THAI™ is very efficient, recovering about 70 to 80 per cent of the oil, compared to only 10 to 40 per cent using other technologies.
Duvernay Petroleum’s heavy oil field in Peace River contains 100 million barrels and this will be a first test of THAI™ on heavy oil, for which THAI™ was originally developed. Duvernay Petroleum has signed a contract with the Canadian firm Petrobank, which owns THAI™, to use the process.
The THAI™ process was first used by Petrobank at its Christina Lake site in the Athabasca Oil Sands, Canada, in June 2006 in a pilot operation which is currently producing 3,000 barrels of oil a day.
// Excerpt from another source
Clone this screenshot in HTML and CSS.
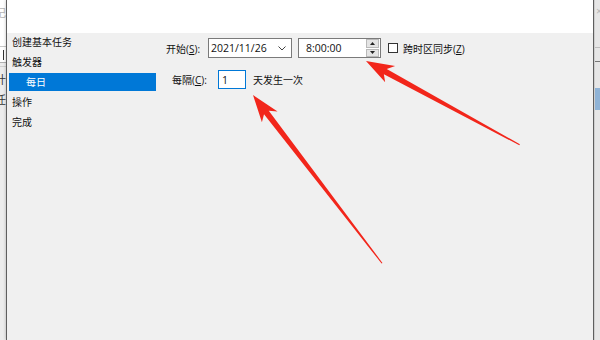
FILE: index.html
```html
<!DOCTYPE html>
<html lang="zh-CN">
<head>
<meta charset="utf-8">
<title>创建基本任务</title>
<link rel="stylesheet" href="styles.css">
</head>
<body>
<div class="screen">
  <div class="bg bg-left">
    <div class="bgl-top"><span class="ghost">记</span></div>
    <div class="bgl-box"><span class="bar"></span></div>
    <div class="bgl-rest">
      <span class="ghost dark">计</span>
      <span class="ghost dark">任</span>
    </div>
  </div>
  <div class="dialog">
    <div class="header"></div>
    <div class="main">
      <ul class="nav">
        <li>创建基本任务</li>
        <li>触发器</li>
        <li class="sel">每日</li>
        <li>操作</li>
        <li>完成</li>
      </ul>
      <div class="content">
        <div class="row row1">
          <span class="lbl lbl-start">开始(<u>S</u>):</span>
          <div class="field date">
            <span class="val">2021/11/26</span>
            <svg class="chev" width="8" height="5" viewBox="0 0 8 5"><polyline points="0.5,0.5 4,4 7.5,0.5" fill="none" stroke="#444" stroke-width="1"/></svg>
          </div>
          <div class="field time">
            <span class="val">8:00:00</span>
            <div class="spin">
              <span class="btn"><svg width="5" height="3" viewBox="0 0 5 3"><polygon points="0,3 2.5,0 5,3" fill="#222"/></svg></span>
              <span class="btn"><svg width="5" height="3" viewBox="0 0 5 3"><polygon points="0,0 2.5,3 5,0" fill="#222"/></svg></span>
            </div>
          </div>
          <span class="check"></span>
          <span class="chk-label">跨时区同步(<u>Z</u>)</span>
        </div>
        <div class="row row2">
          <span class="lbl lbl-every">每隔(<u>C</u>):</span>
          <div class="field num">1</div>
          <span class="after">天发生一次</span>
        </div>
      </div>
    </div>
  </div>
  <div class="bg bg-right">
    <div class="bgr-top"><span class="ghost">×</span></div>
    <div class="bgr-line"></div>
    <div class="bgr-line dark"></div>
    <div class="bgr-blue"></div>
  </div>
  <svg class="arrows" width="600" height="340" viewBox="0 0 600 340">
    <polygon transform="translate(366,61) rotate(28.6)" points="0,0 28,-9.5 22,-3 175,-0.5 175,0.6 22,3 27,9.5" fill="#f2261b"/>
    <polygon transform="translate(253,95) rotate(52.5)" points="0,0 28,-9.5 22,-3 212,-0.5 212,0.6 22,3 27,9.5" fill="#f2261b"/>
  </svg>
</div>
</body>
</html>
```

FILE: styles.css
```css
* { box-sizing: border-box; }
body {
  margin: 0;
  width: 600px;
  height: 340px;
  overflow: hidden;
  font-family: "Open Sans", "Noto Sans CJK SC", sans-serif;
  font-size: 10px;
  color: #111;
  background: #f0f0f0;
}
.screen {
  position: relative;
  display: flex;
  width: 600px;
  height: 340px;
  background: #f0f0f0;
}
.bg {
  width: 6px;
  flex: none;
  overflow: hidden;
  display: flex;
  flex-direction: column;
}
.bg-left { background: #ececec; }
.bgl-top {
  height: 47px;
  background: #fff;
  border-bottom: 1px solid #c8c8c8;
  display: flex;
  justify-content: flex-end;
  padding-top: 6px;
}
.bgl-box {
  height: 16px;
  background: #fff;
  border-bottom: 1px solid #b0b0b0;
  display: flex;
  justify-content: flex-end;
  align-items: center;
  padding-right: 2px;
}
.bgl-box .bar { width: 1px; height: 10px; background: #333; }
.bgl-rest {
  display: flex;
  flex-direction: column;
  align-items: flex-end;
  gap: 6px;
  padding-top: 6px;
  border-top: 1px solid #d0d0d0;
  margin-top: 3px;
}
.ghost {
  flex: none;
  font-size: 11px;
  line-height: 14px;
  color: #b5b5b5;
  white-space: nowrap;
}
.ghost.dark { color: #333; }
.bg-right { background: #e6e6e6; border-left: 1px solid #cfcfcf; }
.bgr-top { height: 47px; padding-top: 4px; padding-left: 1px; }
.bgr-line { height: 1px; background: #bdbdbd; margin-bottom: 13px; }
.bgr-line.dark { background: #777; margin-bottom: 26px; }
.bgr-blue { height: 22px; background: #8fb3d6; }

.dialog {
  width: 588px;
  flex: none;
  border-left: 1px solid #5e5e5e;
  border-right: 1px solid #5e5e5e;
  display: flex;
  flex-direction: column;
  background: #f0f0f0;
  box-shadow: 0 0 3px rgba(0,0,0,0.25);
}
.header {
  height: 33px;
  flex: none;
  background: #fff;
}
.main {
  flex: 1;
  display: flex;
}
.nav {
  list-style: none;
  margin: 0;
  padding: 0 0 0 2px;
  width: 149px;
  flex: none;
}
.nav li {
  height: 18px;
  line-height: 18px;
  margin-bottom: 2px;
  padding-left: 3px;
  color: #111;
  white-space: nowrap;
}
.nav li.sel {
  background: #0078d7;
  color: #fff;
  padding-left: 17px;
}
.content {
  flex: 1;
  display: flex;
  flex-direction: column;
}
.row {
  display: flex;
  align-items: center;
  white-space: nowrap;
}
.row1 { margin-top: 5px; height: 20px; padding-left: 10px; }
.row2 { margin-top: 12px; height: 19px; padding-left: 16px; }
.lbl-start { width: 42px; }
.lbl-every { width: 46px; }
u { text-decoration: underline; text-underline-offset: 1px; }
.field {
  background: #fff;
  border: 1px solid #7a7a7a;
  height: 20px;
  display: flex;
  align-items: center;
  font-size: 10.5px;
}
.date {
  width: 84px;
  padding-left: 2px;
  padding-right: 5px;
  justify-content: space-between;
}
.chev { display: block; }
.time {
  width: 83px;
  margin-left: 6px;
  padding-left: 7px;
  padding-right: 1px;
  justify-content: space-between;
}
.spin {
  width: 13px;
  height: 18px;
  display: flex;
  flex-direction: column;
  gap: 1px;
}
.spin .btn {
  flex: 1;
  background: #e4e4e4;
  border: 1px solid #b9b9b9;
  display: flex;
  align-items: center;
  justify-content: center;
}
.spin svg { display: block; }
.check {
  width: 10px;
  height: 10px;
  margin-left: 7px;
  background: #fff;
  border: 1px solid #333;
  flex: none;
}
.chk-label { margin-left: 5px; }
.num {
  width: 28px;
  height: 19px;
  border-color: #0078d7;
  padding-left: 3px;
}
.after { margin-left: 7px; }
.arrows {
  position: absolute;
  left: 0;
  top: 0;
  pointer-events: none;
}
```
This was on deposits of bitumen - similar to the surface coating of roads - rather than heavy oil.
Petrobank is applying for permission to expand this to 10,000 barrels a day though there is a potential for this to rise to 100,000.
The 50,000 acre site owned by Petrobank contains an estimated 2.6 billion barrels of bitumen. The Athabasca Oil Sands region is the single largest petroleum deposit on earth, bigger than that of Saudi Arabia.
Professor Greaves, of the University’s Department of Chemical Engineering, said: “When the Canadian engineers at the Christina Lake site turned on the new system, in three separate sections, it worked amazingly well and oil is being produced at twice the amount that they thought could be extracted.
“It’s been quite a struggle to get the invention from an idea to a prototype and into use, over the last 17 years. For most of the time people weren’t very interested because heavy oil was so much more difficult and expensive to produce than conventional light oil.
“But with light oil now hitting around 100 dollars a barrel, it’s economic to think of using heavy oil, especially since THAI™ can produce oil for less than 10 dollars a barrel.
“We’ve seen this project go from something that many people said would not work into something we can have confidence in, all in the space of the last 18 months.”
Professor Greaves, who was previously Assistant Professor at the University of Saskatchewan in Canada, and who also worked with Shell and ICI in the UK, is looking at making THAI™ even more efficient using a catalyst add-on process called CAPRI™.
This process was also developed by Professor Greaves’ team at Bath and is intended to turn heavy oil into light while still in the reservoir underground. The CAPRI™ research has recently been awarded funding of £800,000 from Engineering and Physical Sciences Research Council, including £60,000 from Petrobank. The project collaborators are Dr Sean Rigby, from the Department of Chemical Engineering at Bath, and Dr Joe Wood of the University of Birmingham.